From The Cage (1995) and Disappearing Landscape we can see the father’s influence on Yuan’s work. In memory of his father, Yuan created Passing II. Father is a metaphor for the home/origin of the artist. After his passing, the father induced in Yuan a longing for home, a ‘home’ that can only be reconstructed through the emptiness of being. In the bed, where the memory of the father lingers, where his silhouette is absent, now rest peacefully the artist’s wife and daughter; this is now the new home/origin. In the new home Yuan Goang-ming built on the ruins, he experienced the nature of disappearance and rediscovered the veins of his identity. French urban theorist Henri Lefèbvre once remarked, ‘if space is produced, if there is a productive process, then we are dealing with history’. The imagery of home created by Yuan Goang-ming, either the new-built home or the representation of his father’s house from memory, or even the work Passing II itself, have indeed dealt with Taiwan’s tangled history through the ‘disappearance’ and ‘passing’ of time. Passing II interlaced the natural qualities, regionalism and social dimensions of space in a temporal and spatial matrix, creating a new cultural landscape slowly reborn in the gaping wound of decay; it is a self-generating context that belongs to Yuan Goang-ming.

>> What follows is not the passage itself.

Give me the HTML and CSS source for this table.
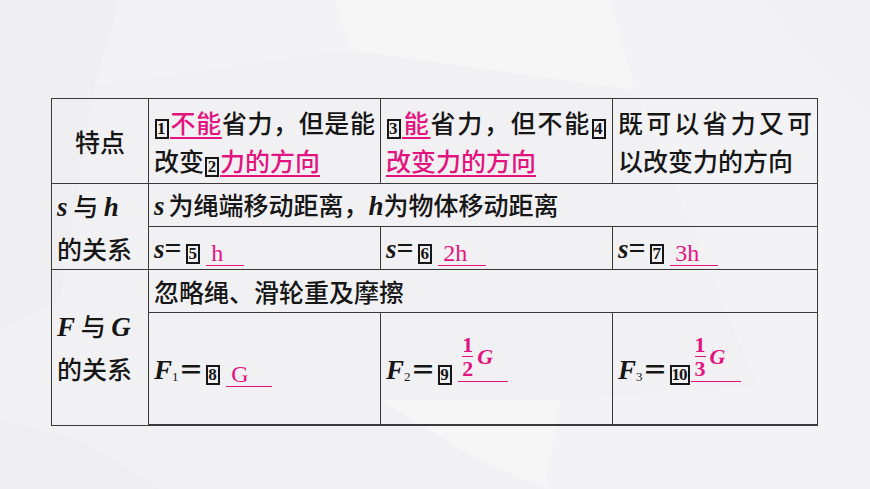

If we interpret the headlong tracking shots in Passing II as an ideological passing-through, as well as a thoroughfare/penetration to the meanings of home and Dasein, an opening/window is necessary as the current of time in passing riddles the home with all the breaks and breaches. Through these penetrating passages, through the flows of sea water, we may find an origin to our never-ending state of drifting.